In our Parsha, Joshua becomes the leader elect for the people. Moses lays his hands on Joshua, showing that the power that Moses had is being transferred. Joshua has battle experience, he knows how to lead the soldiers in a successful campaign. Joshua has stood beside Moses when Moses entered the tent of meeting. Joshua accompanied Moses part of the way up Mt. Sinai where Moses received the Ten Commandments and Joshua understands how they must be interpreted so that the people will know how to observe Jewish law. Joshua is the perfect leader to follow Moses. He will not BE another Moses, he will have different challenges to face, but he will be the leader that Israel will need to face the trials and tribulations of the near future.

Our congregation has, over the past two years, had its own transition in leadership. Rabbi Plavin lead this congregation successfully for over thirty years. I came to this community to offer a different kind of leadership to help the congregation deal with the new problems of this generation. Cantor Bolts is not like any other cantor our congregation has had before because the nature of music, even liturgical music has changed. People are not amazed at the vocal variety of a cantor anymore, but rather they look for a service leader who will help them find the spirituality of the service for themselves. Our office staff must understand the technologies of the future. Our office can’t be open twenty-four hours a day, but our website can. Can we provide for the needs of our membership even when the office is closed?
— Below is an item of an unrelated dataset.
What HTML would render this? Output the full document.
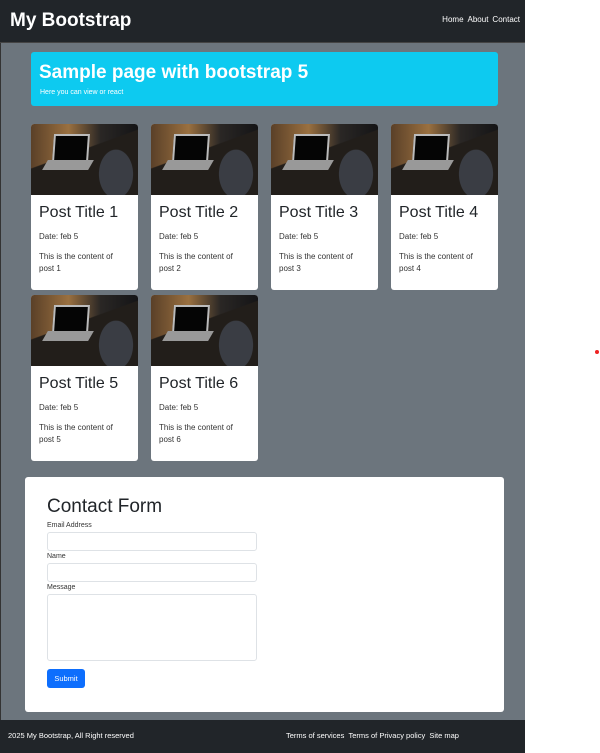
<!DOCTYPE html><html><head><style>
*{box-sizing:border-box;margin:0;padding:0}
body{width:600px;height:753px;background:#fff;font-family:"Liberation Sans",sans-serif;position:relative;overflow:hidden}
.wrap{position:absolute;left:0;top:0;width:525px;height:753px;background:#6c757d;box-shadow:inset 1px 0 0 #333}
.nav{position:absolute;left:0;top:0;width:525px;height:43px;background:#212529;border-bottom:1px solid #444}
.brand{position:absolute;left:10px;top:10px;color:#fff;font-size:19px;font-weight:bold}
.links{position:absolute;right:5px;top:15px;color:#fff;font-size:8px}
.links span{margin-left:4px}
.jumbo{position:absolute;left:31px;top:52px;width:467px;height:54px;background:#0dcaf0;border-radius:3px;color:#fff}
.jumbo h1{position:absolute;left:8px;top:10px;font-size:19px;font-weight:bold}
.jumbo p{position:absolute;left:9px;top:37px;font-size:7px}
.card{position:absolute;width:107px;height:166px;background:#fff;border-radius:3px;overflow:hidden}
.img{height:71px;background:radial-gradient(ellipse 28px 40px at 85px 50px,#3a3d44 60%,transparent 62%),linear-gradient(160deg,transparent 40%,#221e1a 41%),linear-gradient(90deg,#5a4028,#9a7040 35%,#2a2725 65%,#141416);position:relative}
.img:before{content:"";position:absolute;left:22px;top:10px;width:32px;height:24px;background:#050505;border:2px solid #bbb;transform:skewX(-4deg)}
.img:after{content:"";position:absolute;left:14px;top:36px;width:46px;height:10px;background:#999;transform:skewX(-30deg)}
.card h3{position:absolute;left:8px;top:80px;font-size:16px;font-weight:normal;color:#212529}
.card .d{position:absolute;left:8px;top:108px;font-size:8px;color:#333}
.card .c{position:absolute;left:8px;top:127px;font-size:8px;color:#333;line-height:12px;width:88px}
.form{position:absolute;left:25px;top:477px;width:479px;height:235px;background:#fff;border-radius:3px}
.form h2{position:absolute;left:22px;top:19px;font-size:19px;font-weight:normal;color:#212529}
.lbl{position:absolute;left:22px;font-size:7px;color:#333}
.in{position:absolute;left:22px;width:210px;border:1px solid #dee2e6;border-radius:3px}
.btn{position:absolute;left:22px;top:192px;width:38px;height:19px;background:#0d6efd;color:#fff;font-size:7.5px;border-radius:3px;text-align:center;line-height:19px}
.foot{position:absolute;left:0;top:720px;width:525px;height:33px;background:#212529;color:#fff;font-size:7.5px}
</style></head><body>
<div class="wrap">
<div class="nav"><div class="brand">My Bootstrap</div><div class="links"><span>Home</span><span>About</span><span>Contact</span></div></div>
<div class="jumbo"><h1>Sample page with bootstrap 5</h1><p>Here you can view or react</p></div>
<div class="card" style="left:31px;top:124px"><div class="img"></div><h3>Post Title 1</h3><div class="d">Date: feb 5</div><div class="c">This is the content of post 1</div></div>
<div class="card" style="left:151px;top:124px"><div class="img"></div><h3>Post Title 2</h3><div class="d">Date: feb 5</div><div class="c">This is the content of post 2</div></div>
<div class="card" style="left:271px;top:124px"><div class="img"></div><h3>Post Title 3</h3><div class="d">Date: feb 5</div><div class="c">This is the content of post 3</div></div>
<div class="card" style="left:391px;top:124px"><div class="img"></div><h3>Post Title 4</h3><div class="d">Date: feb 5</div><div class="c">This is the content of post 4</div></div>
<div class="card" style="left:31px;top:295px"><div class="img"></div><h3>Post Title 5</h3><div class="d">Date: feb 5</div><div class="c">This is the content of post 5</div></div>
<div class="card" style="left:151px;top:295px"><div class="img"></div><h3>Post Title 6</h3><div class="d">Date: feb 5</div><div class="c">This is the content of post 6</div></div>
<div class="form"><h2>Contact Form</h2>
<div class="lbl" style="top:45px">Email Address</div><div class="in" style="top:55px;height:19px"></div>
<div class="lbl" style="top:76px">Name</div><div class="in" style="top:86px;height:19px"></div>
<div class="lbl" style="top:107px">Message</div><div class="in" style="top:117px;height:67px"></div>
<div class="btn">Submit</div></div>
<div class="foot"><span style="position:absolute;left:8px;top:11px">2025 My Bootstrap, All Right reserved</span><span style="position:absolute;left:286px;top:11px">Terms of services &nbsp;Terms of Privacy policy &nbsp;Site map</span></div>
</div>
<div style="position:absolute;left:595px;top:350px;width:4px;height:4px;border-radius:50%;background:#e22"></div>
</body></html>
Can we make sure that anytime a Jew, anywhere in the world, wants to know where to find us and what time our services will be held, can find that information easily on their smartphones? Can we make the process of making a donation so easy that people will be happy to give in support of our mission? We now have an office manager and programming associate that are ready to move us in new directions to meet the future.
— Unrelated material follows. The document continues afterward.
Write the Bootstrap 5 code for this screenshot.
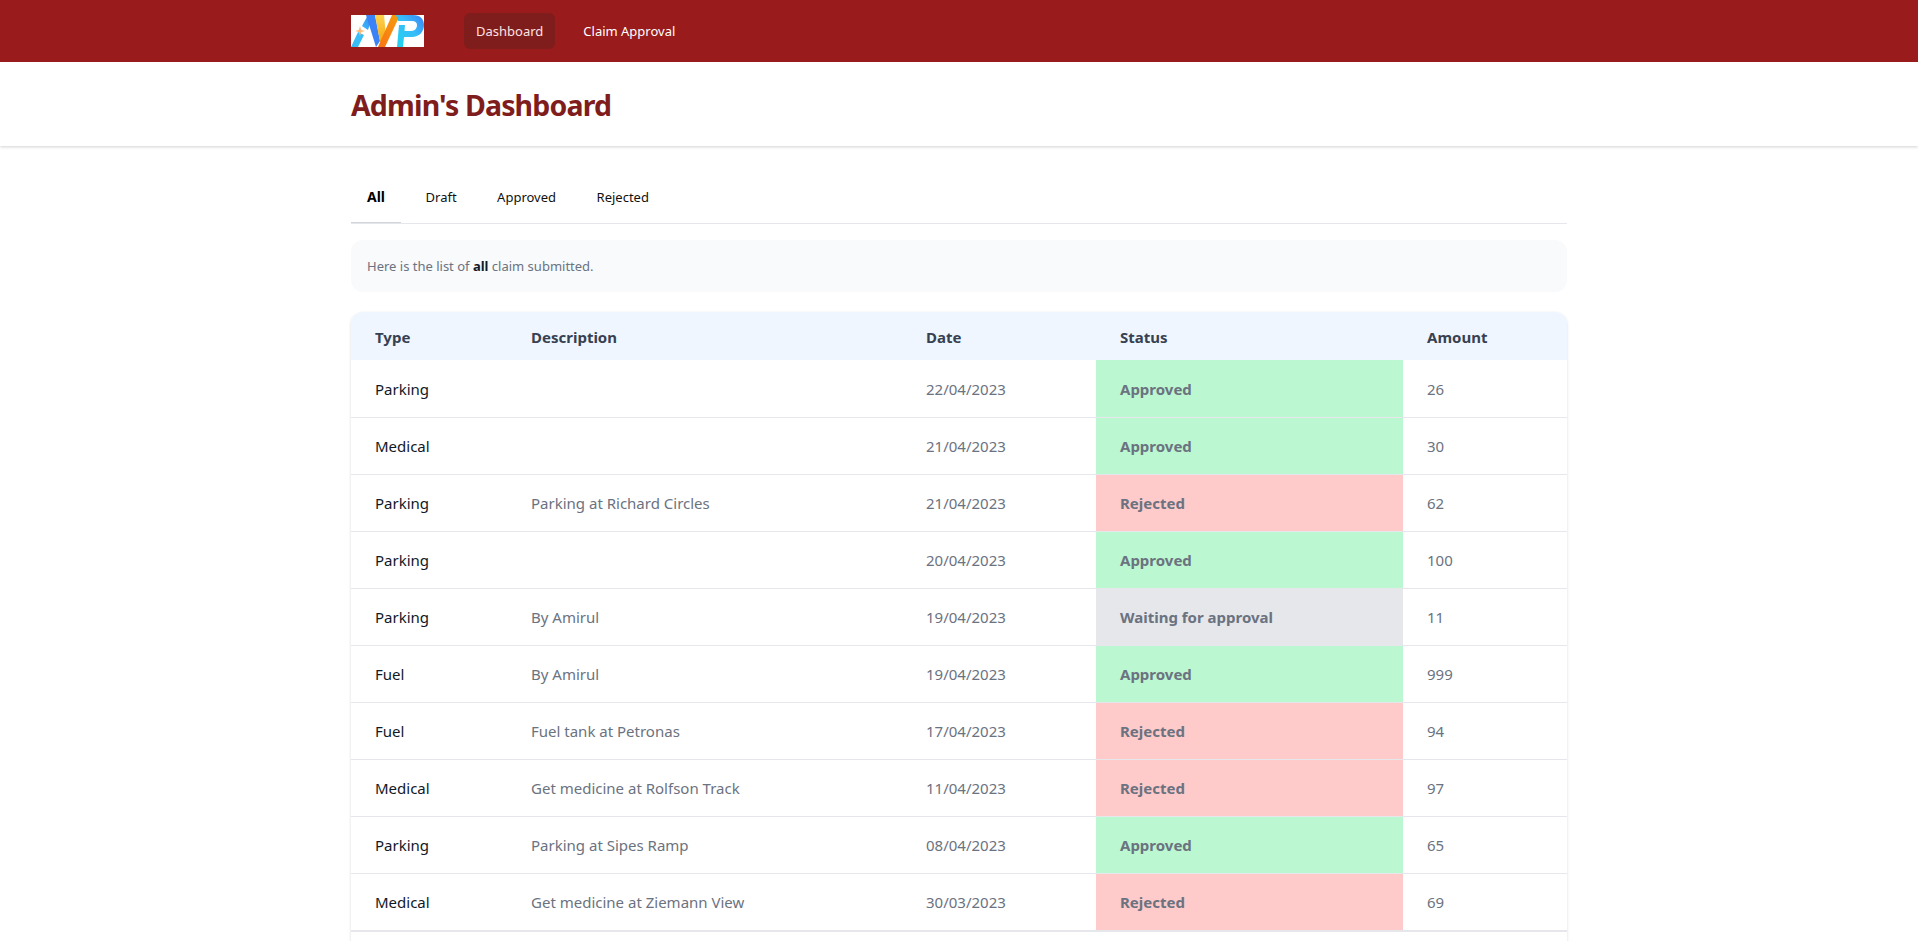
<!DOCTYPE html>
<html lang="en">
<head>
  <meta charset="UTF-8">
  <title>Admin's Dashboard</title>
  <link href="https://cdn.jsdelivr.net/npm/bootstrap@5.3.0/dist/css/bootstrap.min.css" rel="stylesheet">
  <style>
    html, body { height: 100%; overflow: hidden; }
    body { font-family: "Noto Sans", "Open Sans", sans-serif; background: #fff; color: #111827; }
    .page-wrap { width: 1216px; margin: 0 auto; }
    .top-bar { background: #991b1b; height: 62px; padding: 0; }
    .top-bar .nav-link { color: #fff; font-size: 13px; line-height: 20px; padding: 8px 12px; border-radius: 6px; }
    .top-bar .nav-link.active { background: #7f1d1d; color: #fee2e2; }
    .top-bar .nav { gap: 16px; margin-left: 40px; }
    .brand-logo { display: block; width: 73px; height: 32px; }
    .head-strip { height: 84px; padding-top: 2px; box-shadow: 0 1px 3px rgba(0,0,0,.18); display: flex; align-items: center; }
    .head-strip h1 { font-size: 28.5px; font-weight: 700; color: #7f1d1d; margin: 0; letter-spacing: -.85px; }
    .claim-tabs { gap: 8.5px; margin-top: 31px; border-bottom: 1px solid #e5e7eb; height: 47px; }
    .claim-tabs .nav-link { border: 0; padding: 11px 16px 16px; font-size: 13px; line-height: 18px; color: #111; background: none; border-radius: 0; }
    .claim-tabs .nav-link.active { font-size: 14px; font-weight: 700; color: #000; border-bottom: 1px solid #d1d5db; }
    .info-box { background: #f8fafc; border-radius: 12px; height: 52px; margin-top: 16px; padding: 2px 16px 0; display: flex; align-items: center; font-size: 13px; color: #6b7280; }
    .info-box b { color: #111827; }
    .claim-box { margin-top: 20px; border-radius: 12px; box-shadow: 0 1px 3px rgba(0,0,0,.15); overflow: hidden; }
    .claim-table { table-layout: fixed; width: 100%; margin: 0; font-size: 15px; }
    .claim-table th { background: #eff6ff; color: #374151; font-weight: 700; height: 48px; padding: 2px 24px 0; border: 0; vertical-align: middle; }
    .claim-table td { height: 57px; padding: 2px 24px 0; vertical-align: middle; color: #6b7280; border-bottom: 1px solid #e5e7eb; }
    .claim-table td.type-cell { color: #111827; }
    .claim-table td.st-ok, .claim-table td.st-no, .claim-table td.st-wait { font-weight: 700; }
    .claim-table td.st-ok { background: #bbf7d0; }
    .claim-table td.st-no { background: #fecaca; }
    .claim-table td.st-wait { background: #e5e7eb; }
    .foot-strip { height: 40px; border-top: 1px solid #e5e7eb; }
  </style>
</head>
<body>
  <nav class="navbar top-bar">
    <div class="page-wrap d-flex align-items-center">
      <a href="#" class="d-block">
        <svg class="brand-logo" viewBox="0 0 73 32" xmlns="http://www.w3.org/2000/svg">
          <defs>
            <linearGradient id="gA" x1="0" y1="1" x2="1" y2="0"><stop offset="0" stop-color="#38bdf8"/><stop offset="1" stop-color="#3b82f6"/></linearGradient>
            <linearGradient id="gY" x1="0" y1="0" x2="0" y2="1"><stop offset="0" stop-color="#fcd34d"/><stop offset="1" stop-color="#f59e0b"/></linearGradient>
            <linearGradient id="gO" x1="1" y1="0" x2="0" y2="1"><stop offset="0" stop-color="#f59e0b"/><stop offset="1" stop-color="#f97316"/></linearGradient>
            <linearGradient id="gP" x1="0" y1="1" x2="1" y2="0"><stop offset="0" stop-color="#22d3ee"/><stop offset=".55" stop-color="#38bdf8"/><stop offset="1" stop-color="#3b82f6"/></linearGradient>
          </defs>
          <rect width="73" height="32" fill="#fff"/>
          <path d="M0 32 L7 17 L13 20 L7 32Z" fill="#38bdf8"/>
          <path d="M11 11 L17 0 L22 0 L17 15Z" fill="url(#gA)"/>
          <path d="M15 0 L24 0 L29 26 L25 32 Z" fill="#3b82f6"/>
          <path d="M24 0 L33 0 L35 21 L30 32Z" fill="url(#gY)"/>
          <path d="M41 0 L49 0 L34 32 L27 32Z" fill="url(#gO)"/>
          <path fill-rule="evenodd" d="M45 0 H62 C69 0 73 4 73 10 C73 17 68 22 61 22 H53 L52 32 H46 L48 10 H54 L53.5 16 H60 C64 16 66 13 66 10 C66 7.5 64 6 61 6 H47Z" fill="url(#gP)"/>
          <path d="M9 11 L10.2 15 L14 16 L10.2 17 L9 21 L7.8 17 L4 16 L7.8 15Z" fill="#fdba74"/>
        </svg>
      </a>
      <ul class="nav">
        <li class="nav-item"><a class="nav-link active" href="#">Dashboard</a></li>
        <li class="nav-item"><a class="nav-link" href="#">Claim Approval</a></li>
      </ul>
    </div>
  </nav>

  <header class="head-strip">
    <div class="page-wrap"><h1>Admin's Dashboard</h1></div>
  </header>

  <main class="page-wrap">
    <ul class="nav claim-tabs">
      <li class="nav-item"><a class="nav-link active" href="#">All</a></li>
      <li class="nav-item"><a class="nav-link" href="#">Draft</a></li>
      <li class="nav-item"><a class="nav-link" href="#">Approved</a></li>
      <li class="nav-item"><a class="nav-link" href="#">Rejected</a></li>
    </ul>

    <div class="info-box"><span>Here is the list of <b>all</b> claim submitted.</span></div>

    <div class="claim-box">
      <table class="table claim-table">
        <colgroup>
          <col style="width:156px"><col style="width:395px"><col style="width:194px"><col style="width:307px"><col>
        </colgroup>
        <thead>
          <tr><th>Type</th><th>Description</th><th>Date</th><th>Status</th><th>Amount</th></tr>
        </thead>
        <tbody>
          <tr><td class="type-cell">Parking</td><td></td><td>22/04/2023</td><td class="st-ok">Approved</td><td>26</td></tr>
          <tr><td class="type-cell">Medical</td><td></td><td>21/04/2023</td><td class="st-ok">Approved</td><td>30</td></tr>
          <tr><td class="type-cell">Parking</td><td>Parking at Richard Circles</td><td>21/04/2023</td><td class="st-no">Rejected</td><td>62</td></tr>
          <tr><td class="type-cell">Parking</td><td></td><td>20/04/2023</td><td class="st-ok">Approved</td><td>100</td></tr>
          <tr><td class="type-cell">Parking</td><td>By Amirul</td><td>19/04/2023</td><td class="st-wait">Waiting for approval</td><td>11</td></tr>
          <tr><td class="type-cell">Fuel</td><td>By Amirul</td><td>19/04/2023</td><td class="st-ok">Approved</td><td>999</td></tr>
          <tr><td class="type-cell">Fuel</td><td>Fuel tank at Petronas</td><td>17/04/2023</td><td class="st-no">Rejected</td><td>94</td></tr>
          <tr><td class="type-cell">Medical</td><td>Get medicine at Rolfson Track</td><td>11/04/2023</td><td class="st-no">Rejected</td><td>97</td></tr>
          <tr><td class="type-cell">Parking</td><td>Parking at Sipes Ramp</td><td>08/04/2023</td><td class="st-ok">Approved</td><td>65</td></tr>
          <tr><td class="type-cell">Medical</td><td>Get medicine at Ziemann View</td><td>30/03/2023</td><td class="st-no">Rejected</td><td>69</td></tr>
        </tbody>
      </table>
      <div class="foot-strip"></div>
    </div>
  </main>
  <script src="https://cdn.jsdelivr.net/npm/bootstrap@5.3.0/dist/js/bootstrap.bundle.min.js"></script>
</body>
</html>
In a comparable way we need to find good leaders for all the organizations on the world Jewish stage. It is one thing to have leaders who know how to raise the money needed to fund the important projects of Judaism as it faces the middle of the twenty-first century. But it is even more important to have leaders who are prepared to creatively meet the challenges of today: between the fundamentalists in Judaism and those who are not fundamentalists; between those who love Israel no matter what she may do, and those who demand more justice from the Jewish State; and the strange rift between Israelis and Diaspora Jews over how Israel is to be governed. Being a leader in the Jewish world has never been easy and today is no exception.
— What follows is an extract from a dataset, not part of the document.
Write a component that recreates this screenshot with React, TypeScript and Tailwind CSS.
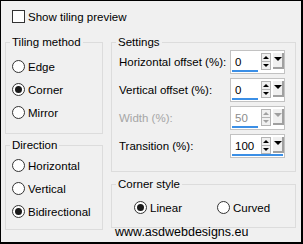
import React from "react";

const font = { fontFamily: '"Liberation Sans", Arial, sans-serif' };

function Radio({ label, checked }: { label: string; checked?: boolean }) {
  return (
    <div className="flex h-[23px] items-center">
      <div className="flex h-[13px] w-[13px] items-center justify-center rounded-full border border-[#333333] bg-white">
        {checked && <div className="h-[7px] w-[7px] rounded-full bg-[#1a1a1a]" />}
      </div>
      <span className="ml-[3px] leading-[16px]">{label}</span>
    </div>
  );
}

function Group({
  title,
  className,
  children,
}: {
  title: string;
  className: string;
  children: React.ReactNode;
}) {
  return (
    <div className={"flex flex-col border border-[#dcdcdc] " + className}>
      <span className="-mt-[9px] ml-[4px] block w-fit bg-[#f0f0f0] px-[2px] leading-[16px]">
        {title}
      </span>
      {children}
    </div>
  );
}

function Arrow({ up, color, size }: { up?: boolean; color: string; size: number }) {
  return (
    <svg width={size} height={Math.ceil(size / 2)} viewBox="0 0 10 5">
      <path d={up ? "M0 5 L5 0 L10 5 Z" : "M0 0 L10 0 L5 5 Z"} fill={color} />
    </svg>
  );
}

function Spin({ value, disabled, full }: { value: string; disabled?: boolean; full?: boolean }) {
  const c = disabled ? "#a0a0a0" : "#000000";
  return (
    <div className="flex h-[24px] w-[55px] flex-col border border-[#c2c2c2] bg-white">
      <div className="flex flex-1">
        <div className={"w-[28px] pl-[4px] pt-[3px] leading-[16px] " + (disabled ? "text-[#8c8c8c]" : "text-[#000000]")}>
          {value}
        </div>
        <div className="ml-[2px] mt-[2px] flex w-[10px] flex-col">
          <div className="flex h-[9px] items-center justify-center border border-[#b4b4b4] bg-[#f0f0f0]">
            <Arrow up color={c} size={6} />
          </div>
          <div className="-mt-px flex h-[9px] items-center justify-center border border-[#b4b4b4] bg-[#f0f0f0]">
            <Arrow color={c} size={6} />
          </div>
        </div>
        <div className="ml-[2px] mt-[2px] mb-[1px] flex w-[11px] items-start justify-center border-r-2 border-b-2 border-[#a0a0a0] bg-[#f0f0f0] pt-[4px]">
          <Arrow color={c} size={8} />
        </div>
      </div>
      <div className={"mb-[1px] ml-[1px] h-[3px] bg-[#3b8fe6] " + (full ? "mr-[1px]" : "w-[26px]")} />
    </div>
  );
}

function SpinRow({
  label,
  value,
  disabled,
  full,
}: {
  label: string;
  value: string;
  disabled?: boolean;
  full?: boolean;
}) {
  return (
    <div className="flex h-[28px] items-center justify-between pl-[7px] pr-[10px]">
      <span className={"leading-[16px] " + (disabled ? "text-[#a6a6a6]" : "")}>{label}</span>
      <Spin value={value} disabled={disabled} full={full} />
    </div>
  );
}

export default function App() {
  return (
    <div
      className="h-[244px] w-[303px] overflow-hidden border-t border-l border-r-2 border-b-2 border-black bg-[#f0f0f0] text-[11.5px] text-black"
      style={font}
    >
      <div className="ml-[11px] mt-[9px] flex h-[13px] items-center">
        <div className="h-[13px] w-[13px] border border-[#333333] bg-white" />
        <span className="ml-[3px] leading-[16px]">Show tiling preview</span>
      </div>

      <div className="ml-[4px] mt-[19px] flex gap-[8px]">
        <div className="flex w-[98px] flex-col">
          <Group title="Tiling method" className="h-[92px]">
            <div className="mt-[5px] pl-[6px]">
              <Radio label="Edge" />
              <Radio label="Corner" checked />
              <Radio label="Mirror" />
            </div>
          </Group>
          <Group title="Direction" className="mt-[11px] h-[85px]">
            <div className="mt-[1px] pl-[6px]">
              <Radio label="Horizontal" />
              <Radio label="Vertical" />
              <Radio label="Bidirectional" checked />
            </div>
          </Group>
        </div>

        <div className="flex w-[185px] flex-col">
          <Group title="Settings" className="h-[130px]">
            <div className="-mt-[2px]">
              <SpinRow label="Horizontal offset (%):" value="0" />
              <SpinRow label="Vertical offset (%):" value="0" />
              <SpinRow label="Width (%):" value="50" disabled />
              <SpinRow label="Transition (%):" value="100" full />
            </div>
          </Group>
          <Group title="Corner style" className="mt-[12px] h-[44px]">
            <div className="mt-[4px] flex pl-[22px]">
              <div className="w-[83px]">
                <Radio label="Linear" checked />
              </div>
              <Radio label="Curved" />
            </div>
          </Group>
          <div className="-mt-[3px] ml-[4px] text-[12.5px] leading-[15px]">www.asdwebdesigns.eu</div>
        </div>
      </div>
    </div>
  );
}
What we do know is that the paradigm of Jewish life is shifting and so the leaders we have must adapt to the changes. Their duty is not just to keep the status quo, but to use our faith, our way of living and our way of learning to find innovative solutions to the challenges of tomorrow. So, I ask everyone to keep your eyes open for the next generation of leaders. Let us work together to help them make the command decisions to help us to build a better world for Judaism and for all people, as we say ….

Amen and Shabbat Shalom

Sermon given by Rabbi Randall Konigsburg at Beth Sholom B’nai Israel on Saturday, July 7, 2018.